Territory rights determine who else can compete with you under the same brand in your market. Item 12 is the franchise agreement's answer to that question — and the specific language matters enormously. Territory protections that seem strong often have carve-outs for alternative channels, performance requirements, and renewal modifications that substantially change what you actually receive.

9 min read · Updated April 2026

The territory defined in Item 12 is the geographic area within which the franchisor commits to not granting competing rights to another party. In theory, a strong exclusive territory is one of the most valuable components of a franchise agreement — it creates a local monopoly on the brand's customer base within your market. In practice, the scope of that protection depends entirely on the specific language in your FDD and franchise agreement, and modern franchise systems have eroded many traditional protections through digital channel carve-outs and performance requirements.

Territory Types: From Exclusive to None

  • Exclusive territory: The strongest protection. The franchisor guarantees it will not grant another franchisee or operate a company-owned location of the same concept within the defined territory, without reservation. True exclusive territories without significant carve-outs are becoming rarer in new franchise agreements — brands with strong demand can command non-exclusive arrangements, and they prefer the operational flexibility.
  • Protected territory with carve-outs: The most common current structure. The franchisor provides protection against physical franchise locations within a defined area, but explicitly reserves rights to alternative channels — delivery services, ghost kitchens, vending, corporate accounts, and sometimes internet sales. The carve-outs are what you need to read carefully, because they determine whether the protection is meaningful in today's multi-channel consumer environment.
  • Location-only protection (site protection): You're protected from another franchisee opening at the exact same address, but there's no geographic territory around your location. In dense urban markets, this means a competing franchise could open across the street. This structure is common in fitness studios, co-working concepts, and brands that operate in large retail centers where adjacent locations may serve different customer demographics.
  • No territory rights: Some brands — particularly in food service (Subway notably operated this way for decades), some personal service concepts, and franchises targeting kiosk or non-traditional venues — grant no territory protection. You accept that additional franchisees may open nearby. Unit economics in these systems typically depend on high-volume individual locations rather than geographic monopoly.

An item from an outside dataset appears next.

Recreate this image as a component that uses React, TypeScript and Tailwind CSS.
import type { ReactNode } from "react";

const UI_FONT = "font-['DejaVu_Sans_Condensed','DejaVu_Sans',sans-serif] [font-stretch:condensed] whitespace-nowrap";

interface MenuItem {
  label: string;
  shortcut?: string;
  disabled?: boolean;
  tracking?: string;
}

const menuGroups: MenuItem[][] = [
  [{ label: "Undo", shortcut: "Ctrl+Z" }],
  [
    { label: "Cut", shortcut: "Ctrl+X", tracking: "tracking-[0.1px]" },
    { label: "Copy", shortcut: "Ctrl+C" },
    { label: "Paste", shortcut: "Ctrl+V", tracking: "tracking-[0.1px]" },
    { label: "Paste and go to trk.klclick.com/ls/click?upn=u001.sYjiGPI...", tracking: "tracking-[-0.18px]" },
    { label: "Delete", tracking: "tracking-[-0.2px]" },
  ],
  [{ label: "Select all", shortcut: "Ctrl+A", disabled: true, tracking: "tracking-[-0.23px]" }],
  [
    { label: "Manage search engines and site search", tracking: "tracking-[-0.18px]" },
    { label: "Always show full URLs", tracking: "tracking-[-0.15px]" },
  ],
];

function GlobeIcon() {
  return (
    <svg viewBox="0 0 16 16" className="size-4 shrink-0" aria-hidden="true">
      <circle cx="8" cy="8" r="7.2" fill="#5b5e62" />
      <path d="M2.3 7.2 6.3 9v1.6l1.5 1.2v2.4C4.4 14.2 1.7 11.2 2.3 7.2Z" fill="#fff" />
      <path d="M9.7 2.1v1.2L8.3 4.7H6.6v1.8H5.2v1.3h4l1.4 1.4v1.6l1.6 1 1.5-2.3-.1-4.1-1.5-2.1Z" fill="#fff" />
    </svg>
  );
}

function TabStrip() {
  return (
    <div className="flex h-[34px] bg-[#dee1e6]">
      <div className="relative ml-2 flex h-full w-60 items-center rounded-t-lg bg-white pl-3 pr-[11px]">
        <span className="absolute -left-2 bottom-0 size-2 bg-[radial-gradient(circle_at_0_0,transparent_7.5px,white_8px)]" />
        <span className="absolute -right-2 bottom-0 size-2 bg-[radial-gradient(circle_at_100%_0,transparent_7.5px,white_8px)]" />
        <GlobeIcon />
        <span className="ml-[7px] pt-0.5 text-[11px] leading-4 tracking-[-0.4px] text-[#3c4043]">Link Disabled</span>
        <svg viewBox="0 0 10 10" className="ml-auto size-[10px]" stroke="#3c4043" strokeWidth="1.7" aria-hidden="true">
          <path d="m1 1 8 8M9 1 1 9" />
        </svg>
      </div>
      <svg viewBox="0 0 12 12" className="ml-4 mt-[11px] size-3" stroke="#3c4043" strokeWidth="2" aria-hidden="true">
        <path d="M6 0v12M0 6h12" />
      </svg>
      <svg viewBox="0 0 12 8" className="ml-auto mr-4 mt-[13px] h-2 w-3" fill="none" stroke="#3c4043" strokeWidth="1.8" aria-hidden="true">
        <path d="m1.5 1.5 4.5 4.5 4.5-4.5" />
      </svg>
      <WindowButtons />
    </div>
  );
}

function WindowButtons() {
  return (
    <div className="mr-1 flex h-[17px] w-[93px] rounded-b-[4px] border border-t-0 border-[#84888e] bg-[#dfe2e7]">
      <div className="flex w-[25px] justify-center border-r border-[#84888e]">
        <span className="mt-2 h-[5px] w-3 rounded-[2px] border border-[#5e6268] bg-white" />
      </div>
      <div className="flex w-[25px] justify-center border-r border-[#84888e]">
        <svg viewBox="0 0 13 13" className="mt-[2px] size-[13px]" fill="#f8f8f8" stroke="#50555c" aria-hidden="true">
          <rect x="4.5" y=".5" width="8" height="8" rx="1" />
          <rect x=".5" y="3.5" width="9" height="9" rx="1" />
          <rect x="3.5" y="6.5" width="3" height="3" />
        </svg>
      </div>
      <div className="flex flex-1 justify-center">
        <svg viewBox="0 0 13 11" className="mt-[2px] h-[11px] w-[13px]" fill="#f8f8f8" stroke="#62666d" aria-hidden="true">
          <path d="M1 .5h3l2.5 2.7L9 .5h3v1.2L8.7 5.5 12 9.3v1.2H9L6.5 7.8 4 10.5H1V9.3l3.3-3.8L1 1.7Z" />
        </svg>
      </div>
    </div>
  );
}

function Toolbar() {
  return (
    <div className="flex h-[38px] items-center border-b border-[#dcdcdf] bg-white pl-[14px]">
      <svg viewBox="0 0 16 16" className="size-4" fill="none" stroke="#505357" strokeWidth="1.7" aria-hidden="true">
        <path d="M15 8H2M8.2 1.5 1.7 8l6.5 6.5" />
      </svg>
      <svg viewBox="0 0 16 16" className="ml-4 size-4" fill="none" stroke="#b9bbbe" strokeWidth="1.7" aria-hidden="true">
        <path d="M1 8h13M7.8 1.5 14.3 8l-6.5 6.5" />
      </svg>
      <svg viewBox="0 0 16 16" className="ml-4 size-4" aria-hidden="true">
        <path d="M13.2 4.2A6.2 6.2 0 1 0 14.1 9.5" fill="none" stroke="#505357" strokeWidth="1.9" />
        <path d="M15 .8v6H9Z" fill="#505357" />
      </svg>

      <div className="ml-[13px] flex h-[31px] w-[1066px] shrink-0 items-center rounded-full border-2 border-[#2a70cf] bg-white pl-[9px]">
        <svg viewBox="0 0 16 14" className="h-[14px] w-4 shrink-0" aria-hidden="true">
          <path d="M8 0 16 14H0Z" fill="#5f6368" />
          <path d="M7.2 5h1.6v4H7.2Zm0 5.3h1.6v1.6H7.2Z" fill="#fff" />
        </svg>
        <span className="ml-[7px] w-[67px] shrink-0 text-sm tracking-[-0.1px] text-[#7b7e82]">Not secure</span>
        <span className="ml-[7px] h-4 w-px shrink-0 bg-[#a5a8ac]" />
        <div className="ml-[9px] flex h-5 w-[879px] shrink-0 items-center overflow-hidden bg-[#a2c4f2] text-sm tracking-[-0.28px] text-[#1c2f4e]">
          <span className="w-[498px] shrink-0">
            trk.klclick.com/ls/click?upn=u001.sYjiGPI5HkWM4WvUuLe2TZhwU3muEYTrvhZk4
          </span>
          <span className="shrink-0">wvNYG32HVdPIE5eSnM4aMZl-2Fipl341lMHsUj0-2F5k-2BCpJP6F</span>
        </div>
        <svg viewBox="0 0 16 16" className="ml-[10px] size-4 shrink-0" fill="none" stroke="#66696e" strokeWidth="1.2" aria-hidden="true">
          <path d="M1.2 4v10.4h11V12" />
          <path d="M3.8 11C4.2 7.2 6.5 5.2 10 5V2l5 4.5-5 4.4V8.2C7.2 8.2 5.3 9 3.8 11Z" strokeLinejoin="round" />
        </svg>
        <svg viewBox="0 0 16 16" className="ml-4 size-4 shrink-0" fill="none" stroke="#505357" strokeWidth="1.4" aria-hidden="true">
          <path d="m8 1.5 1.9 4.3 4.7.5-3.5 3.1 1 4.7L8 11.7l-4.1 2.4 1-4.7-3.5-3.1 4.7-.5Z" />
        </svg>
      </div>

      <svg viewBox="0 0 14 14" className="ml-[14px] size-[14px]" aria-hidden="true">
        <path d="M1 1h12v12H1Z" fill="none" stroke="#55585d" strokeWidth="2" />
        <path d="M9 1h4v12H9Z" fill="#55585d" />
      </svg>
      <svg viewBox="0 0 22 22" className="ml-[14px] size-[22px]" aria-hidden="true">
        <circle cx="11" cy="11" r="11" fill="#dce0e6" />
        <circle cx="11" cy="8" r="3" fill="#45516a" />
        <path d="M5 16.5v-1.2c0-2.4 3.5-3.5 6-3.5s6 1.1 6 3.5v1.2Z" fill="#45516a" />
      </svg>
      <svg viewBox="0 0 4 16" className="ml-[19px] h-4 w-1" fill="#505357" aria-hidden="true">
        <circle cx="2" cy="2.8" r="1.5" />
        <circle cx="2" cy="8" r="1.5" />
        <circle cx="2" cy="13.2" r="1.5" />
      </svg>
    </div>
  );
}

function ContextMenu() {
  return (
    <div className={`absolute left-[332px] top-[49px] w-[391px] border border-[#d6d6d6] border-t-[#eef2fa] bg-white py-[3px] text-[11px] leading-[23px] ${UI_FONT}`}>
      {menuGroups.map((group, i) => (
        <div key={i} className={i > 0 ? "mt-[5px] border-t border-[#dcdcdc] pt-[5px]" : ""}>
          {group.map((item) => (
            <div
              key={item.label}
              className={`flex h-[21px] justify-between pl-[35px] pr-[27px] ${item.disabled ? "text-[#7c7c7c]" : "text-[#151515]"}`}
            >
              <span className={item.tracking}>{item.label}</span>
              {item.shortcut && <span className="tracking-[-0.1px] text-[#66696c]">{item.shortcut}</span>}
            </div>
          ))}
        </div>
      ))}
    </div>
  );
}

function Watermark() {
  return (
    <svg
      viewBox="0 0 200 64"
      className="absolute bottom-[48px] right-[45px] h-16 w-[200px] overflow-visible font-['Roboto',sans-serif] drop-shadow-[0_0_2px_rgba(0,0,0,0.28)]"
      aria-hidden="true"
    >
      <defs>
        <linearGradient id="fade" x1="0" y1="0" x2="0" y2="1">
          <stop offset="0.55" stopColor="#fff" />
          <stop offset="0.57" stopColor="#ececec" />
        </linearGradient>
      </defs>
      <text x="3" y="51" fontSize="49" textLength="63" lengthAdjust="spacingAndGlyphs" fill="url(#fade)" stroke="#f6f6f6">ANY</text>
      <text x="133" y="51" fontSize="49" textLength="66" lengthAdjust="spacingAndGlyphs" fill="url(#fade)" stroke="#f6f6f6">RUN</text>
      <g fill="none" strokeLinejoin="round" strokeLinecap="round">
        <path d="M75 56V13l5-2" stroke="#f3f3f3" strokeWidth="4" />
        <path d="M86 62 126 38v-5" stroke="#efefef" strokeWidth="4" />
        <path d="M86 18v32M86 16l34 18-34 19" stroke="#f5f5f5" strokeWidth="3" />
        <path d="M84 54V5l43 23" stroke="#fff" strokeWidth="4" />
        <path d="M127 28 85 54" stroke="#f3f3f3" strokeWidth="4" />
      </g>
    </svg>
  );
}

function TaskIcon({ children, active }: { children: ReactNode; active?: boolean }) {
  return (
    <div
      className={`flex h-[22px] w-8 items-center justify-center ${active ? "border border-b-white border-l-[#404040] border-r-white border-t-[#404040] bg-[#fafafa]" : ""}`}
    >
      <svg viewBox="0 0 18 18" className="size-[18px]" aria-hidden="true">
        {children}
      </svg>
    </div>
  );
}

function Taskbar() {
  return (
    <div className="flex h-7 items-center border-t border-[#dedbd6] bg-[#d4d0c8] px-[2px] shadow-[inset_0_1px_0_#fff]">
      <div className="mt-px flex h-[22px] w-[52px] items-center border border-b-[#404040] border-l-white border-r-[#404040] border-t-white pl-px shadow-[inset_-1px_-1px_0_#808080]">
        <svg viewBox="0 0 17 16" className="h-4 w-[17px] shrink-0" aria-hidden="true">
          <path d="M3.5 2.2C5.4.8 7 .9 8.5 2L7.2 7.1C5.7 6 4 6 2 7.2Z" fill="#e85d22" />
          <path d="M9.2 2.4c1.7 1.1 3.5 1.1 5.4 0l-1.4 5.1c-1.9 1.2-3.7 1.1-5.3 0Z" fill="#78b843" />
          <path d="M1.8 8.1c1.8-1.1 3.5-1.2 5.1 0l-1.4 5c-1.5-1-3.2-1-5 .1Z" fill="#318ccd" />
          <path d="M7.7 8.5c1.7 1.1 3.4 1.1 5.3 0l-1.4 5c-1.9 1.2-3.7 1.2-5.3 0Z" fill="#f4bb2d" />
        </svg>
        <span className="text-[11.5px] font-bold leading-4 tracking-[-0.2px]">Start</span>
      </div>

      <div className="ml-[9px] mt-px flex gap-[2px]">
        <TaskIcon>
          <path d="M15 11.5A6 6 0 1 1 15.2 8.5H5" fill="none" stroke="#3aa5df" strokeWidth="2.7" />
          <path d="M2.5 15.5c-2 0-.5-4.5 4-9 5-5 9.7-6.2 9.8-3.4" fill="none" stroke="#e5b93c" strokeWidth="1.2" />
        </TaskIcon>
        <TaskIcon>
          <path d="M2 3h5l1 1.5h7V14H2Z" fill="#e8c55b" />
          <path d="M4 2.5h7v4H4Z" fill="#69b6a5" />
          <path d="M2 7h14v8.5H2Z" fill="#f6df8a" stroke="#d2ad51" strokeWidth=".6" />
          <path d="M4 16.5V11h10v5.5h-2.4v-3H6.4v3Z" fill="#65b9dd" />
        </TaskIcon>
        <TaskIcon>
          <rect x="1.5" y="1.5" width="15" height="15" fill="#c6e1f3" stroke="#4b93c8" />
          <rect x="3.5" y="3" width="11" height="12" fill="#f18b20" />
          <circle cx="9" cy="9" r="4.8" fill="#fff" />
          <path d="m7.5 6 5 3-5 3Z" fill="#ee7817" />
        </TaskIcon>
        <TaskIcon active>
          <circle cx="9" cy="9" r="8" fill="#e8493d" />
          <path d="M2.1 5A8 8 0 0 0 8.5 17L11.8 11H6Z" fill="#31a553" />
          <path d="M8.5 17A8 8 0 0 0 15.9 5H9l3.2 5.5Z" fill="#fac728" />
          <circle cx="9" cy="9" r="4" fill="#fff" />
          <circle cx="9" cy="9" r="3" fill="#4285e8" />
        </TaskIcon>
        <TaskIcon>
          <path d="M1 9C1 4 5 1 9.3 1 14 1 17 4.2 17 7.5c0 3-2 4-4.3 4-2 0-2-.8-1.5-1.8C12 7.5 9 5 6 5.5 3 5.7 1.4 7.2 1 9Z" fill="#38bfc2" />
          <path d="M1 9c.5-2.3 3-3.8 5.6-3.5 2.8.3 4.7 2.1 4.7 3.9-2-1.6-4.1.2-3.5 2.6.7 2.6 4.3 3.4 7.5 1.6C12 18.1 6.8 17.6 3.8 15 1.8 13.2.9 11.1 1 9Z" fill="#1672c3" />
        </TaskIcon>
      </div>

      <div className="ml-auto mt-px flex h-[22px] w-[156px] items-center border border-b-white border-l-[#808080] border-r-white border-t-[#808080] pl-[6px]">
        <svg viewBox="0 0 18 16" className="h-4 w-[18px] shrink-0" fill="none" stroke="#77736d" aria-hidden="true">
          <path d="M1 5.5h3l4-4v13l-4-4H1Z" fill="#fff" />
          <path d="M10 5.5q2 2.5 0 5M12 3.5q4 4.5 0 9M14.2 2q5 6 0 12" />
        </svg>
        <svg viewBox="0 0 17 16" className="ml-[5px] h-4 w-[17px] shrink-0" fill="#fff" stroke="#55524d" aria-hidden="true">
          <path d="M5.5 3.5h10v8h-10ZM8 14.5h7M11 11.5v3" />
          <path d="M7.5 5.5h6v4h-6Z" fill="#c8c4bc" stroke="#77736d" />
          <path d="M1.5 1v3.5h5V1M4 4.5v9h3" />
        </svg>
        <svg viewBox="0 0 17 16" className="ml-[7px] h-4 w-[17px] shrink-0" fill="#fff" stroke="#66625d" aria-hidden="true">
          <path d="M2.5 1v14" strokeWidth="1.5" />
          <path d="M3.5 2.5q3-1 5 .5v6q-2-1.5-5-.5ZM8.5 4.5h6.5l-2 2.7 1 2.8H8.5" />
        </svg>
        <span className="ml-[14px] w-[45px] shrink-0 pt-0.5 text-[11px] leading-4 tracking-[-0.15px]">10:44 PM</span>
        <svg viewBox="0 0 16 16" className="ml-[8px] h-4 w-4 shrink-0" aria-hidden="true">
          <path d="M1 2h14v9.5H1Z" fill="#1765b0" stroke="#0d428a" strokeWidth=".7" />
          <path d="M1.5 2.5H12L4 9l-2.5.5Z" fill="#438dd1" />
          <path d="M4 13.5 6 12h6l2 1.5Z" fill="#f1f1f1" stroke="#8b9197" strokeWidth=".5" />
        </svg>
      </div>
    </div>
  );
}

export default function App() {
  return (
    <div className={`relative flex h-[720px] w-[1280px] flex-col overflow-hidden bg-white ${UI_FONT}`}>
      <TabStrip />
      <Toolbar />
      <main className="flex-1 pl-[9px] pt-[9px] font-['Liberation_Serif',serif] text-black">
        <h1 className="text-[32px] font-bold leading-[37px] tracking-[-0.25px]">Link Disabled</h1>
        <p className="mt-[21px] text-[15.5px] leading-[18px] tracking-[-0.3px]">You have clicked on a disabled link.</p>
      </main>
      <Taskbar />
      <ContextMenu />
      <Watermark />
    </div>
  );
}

Digital Channel Carve-Outs: The Modern Encroachment Risk

The most significant gap in traditional franchise territory protections is the treatment of digital and alternative channels. Territory protections written before 2015 typically don't address ghost kitchens, delivery-only operations, subscription meal services, e-commerce, or branded product sales through third-party retail. In many franchise agreements, these channels were either not addressed or explicitly reserved for the franchisor.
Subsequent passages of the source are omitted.